Heijen emphasized that it is difficult to finance SMEs and to make it profitable for banks. In his view, banks are not going to be the game changer and private capital is necessary. There is an enormous funding gap of 2.5 trillion dollars for the emerging economies - and that is not a simple challenge to tackle. Private capital is key to solving the problem and although it is challenging, we must find a way to help that capital trickle down to the people. Scaling and technology are necessary.

Audience results for the following statement were visible on the big screen behind the panelists

The role of blended finance and civil society

Despite the enormity of this challenge, the panelists were confident that there are plenty of opportunities to find good, workable solutions. In their concluding statements, both Hazel Taylor and Peter van Mierlo mentioned the importance of blended finance. Blended finance can help to affect the currently unrealistically high risk perception profile of investing in developing countries and emerging markets. This is an important challenge to tackle for scaling up access to finance for SMEs in these countries.

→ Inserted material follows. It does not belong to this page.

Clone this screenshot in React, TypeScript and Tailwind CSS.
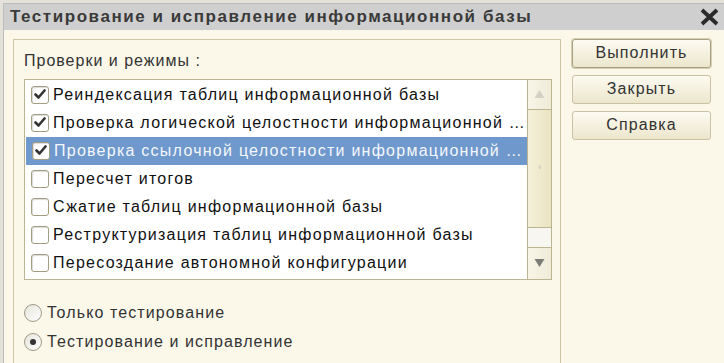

Van Mierlo shared that the world of blended finance is moving quicker than we might be aware of; for instance, the European Union plans to make 60 billion euros available through blended finance.

In his concluding statement, Brian Frimpong also shared that co-developing platforms with other investors and partnering to find innovative ways to carry out transactions and de-risk can contribute to achieving more impact.

The important role of civil society organizations was also emphasized by the panelists. Civil society and non-profit organizations can facilitate and accelerate the learning process for all stakeholders involved. They can also contribute through working directly with the SMEs on the ground, linking entrepreneurs to investors. Moreover, they can help to put pressure on governments by advocating for policy-level changes which are required to allow for more capital for lending (bankers need to understand SMEs better) and to enable capital to flow more freely between countries.